Tuesday, 7 September 2010

Why does it cost so much?

If you are an official visitor, at the expense, for example, of the UN or the World Bank in the Congo, you will be told about the per diem allowance. For a hotel it’s between $150 and $300 per day, and for meals between $60 and $120 extra. Unbelievable.

But, ridiculous as these rates sound – that is what things cost. A small room – just large enough for two single beds and a tiny desk, with a bathroom with plumbing that can only be described as erratic, is $150 per night. That’s probably the maximum allowance for the place concerned, so if you want a better room, with a bathroom that works, for example, you might have to pay the difference from your pocket.
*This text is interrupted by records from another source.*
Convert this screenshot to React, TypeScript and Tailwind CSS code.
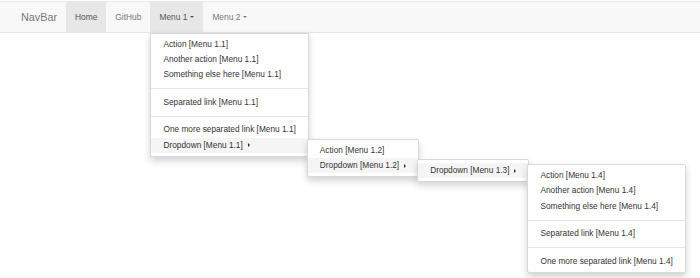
type Entry = { label: string; sub?: Entry[]; open?: boolean } | "divider";

const font = { fontFamily: '"Liberation Sans", Arial, sans-serif' };

const DownCaret = () => (
  <span className="ml-[3px] inline-block align-middle border-t-[2.6px] border-x-[2.6px] border-x-transparent border-t-current" />
);

const RightCaret = () => (
  <span className="ml-[5px] inline-block align-middle border-l-[2.6px] border-y-[2.6px] border-y-transparent border-l-[#333]" />
);

const Menu = ({ items, className }: { items: Entry[]; className: string }) => (
  <ul
    className={`absolute z-10 whitespace-nowrap bg-white border border-black/15 py-[3px] shadow-[0_3.6px_7.2px_rgba(0,0,0,0.175)] ${className}`}
  >
    {items.map((it, i) =>
      it === "divider" ? (
        <li key={i} className="my-[5.5px] h-px bg-[#e5e5e5]" />
      ) : (
        <li key={i} className="relative">
          <span
            className={`block px-3 text-[8.3px] leading-[15.4px] text-[#333] ${
              it.open ? "bg-[#f5f5f5]" : ""
            }`}
          >
            {it.label}
            {it.sub && <RightCaret />}
          </span>
          {it.sub && it.open && (
            <Menu items={it.sub} className="left-full top-[1px] -ml-px rounded-[2.4px]" />
          )}
        </li>
      )
    )}
  </ul>
);

const menu14: Entry[] = [
  { label: "Action [Menu 1.4]" },
  { label: "Another action [Menu 1.4]" },
  { label: "Something else here [Menu 1.4]" },
  "divider",
  { label: "Separated link [Menu 1.4]" },
  "divider",
  { label: "One more separated link [Menu 1.4]" },
];

const menu13: Entry[] = [{ label: "Dropdown [Menu 1.3]", sub: menu14, open: true }];

const menu12: Entry[] = [
  { label: "Action [Menu 1.2]" },
  { label: "Dropdown [Menu 1.2]", sub: menu13, open: true },
];

const menu11: Entry[] = [
  { label: "Action [Menu 1.1]" },
  { label: "Another action [Menu 1.1]" },
  { label: "Something else here [Menu 1.1]" },
  "divider",
  { label: "Separated link [Menu 1.1]" },
  "divider",
  { label: "One more separated link [Menu 1.1]" },
  { label: "Dropdown [Menu 1.1]", sub: menu12, open: true },
];

export default function App() {
  return (
    <div className="w-[700px] h-[278px] bg-white overflow-hidden" style={font}>
      <div className="mt-px border-y border-[#e7e7e7] bg-[#f8f8f8]">
        <div className="flex items-center px-3 h-[30px]">
          <span className="px-[9px] text-[10.8px] leading-[31px] text-[#777]">NavBar</span>
          <ul className="flex text-[8.4px] leading-[31px]">
            <li className="px-[9px] bg-[#e7e7e7] text-[#555]">Home</li>
            <li className="px-[9px] text-[#777]">GitHub</li>
            <li className="relative px-[9px] bg-[#e7e7e7] text-[#555]">
              Menu 1
              <DownCaret />
              <Menu items={menu11} className="left-0 top-full rounded-b-[2.4px]" />
            </li>
            <li className="px-[9px] text-[#777]">
              Menu 2
              <DownCaret />
            </li>
          </ul>
        </div>
      </div>
    </div>
  );
}
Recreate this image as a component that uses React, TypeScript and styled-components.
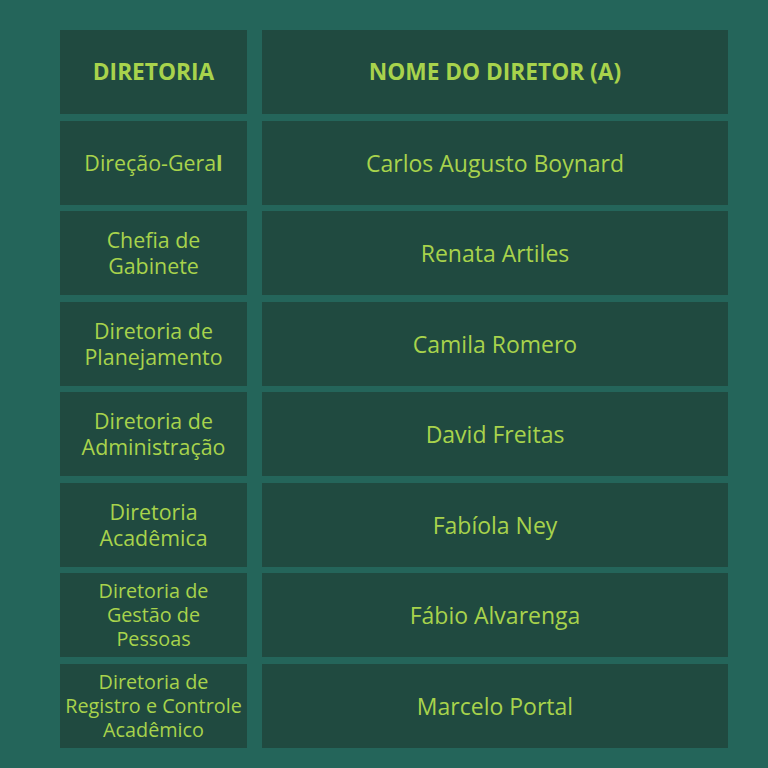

For meals a standard dish is between $20 and $30, and $40 is not unheard of.

In an apparently fertile land in which many of the population have no gainful employment apart from agriculture, why is everything so expensive? Of course there are problems of getting food to market, people are scared of leaving settlements because of the bandits, and there is corruption all along the food chain which reduced the value anyone gets from producing food. But does that explain everything?

I was sitting at Kinshasa airport the other day: not an obvious pleasure spot with its crumbling plaster, broken stairways and lack of lights. But it has one feature that most airports abolished a long time ago in this age of security concerns: a viewing platform from which you can watch planes arriving, wave to passengers or exchange final shouts to departing friends. As it happens the space has now been allocated to the Grand Hotel which provides quite a smart – if very expensive (one proper espresso = half demi-tasse black coffee, $5.00) – place from which to watch goings-on.

The airport is a machine which works tolerably well in spite of a terrible shortage of equipment.

(On the subject of equipment I couldn’t help laughing as I watched one of those stairs for passengers being driven across the tarmac in the rain. The windscreen wipers didn’t work, so a man was standing on the front bumper, himself clad in a yellow raincoat, wiping the windscreen with his hands as the machine drove across.)

There are as many cargo planes as passenger ones. We all know what is typically sent by airfreight – high value goods such as TVs, medical equipment, specialised parts for machinery, etc. But not here. The freight consisted of sacks of flour, rice and other bulky heavy staples.

I watched as men lined up to carry the produce from the plane: one sack per person, carried on the head, in a long procession that looked exactly the same (were it not for the location) as anything Dr Livingston might have witnessed. They don’t dawdle – in fact they’re almost running. Within no more than 10 or fifteen minutes the entire plane was emptied, and a similar procession of similar looking bags would fill the plane up. Within half an hour it would be off again.

Why send this sort of thing by air? It is simply because there are no roads on which to transport stuff. Even the river transport has broken down to the extent that it is no longer the main form of transport. So, air it is. That must have something to do with why everything is so expensive.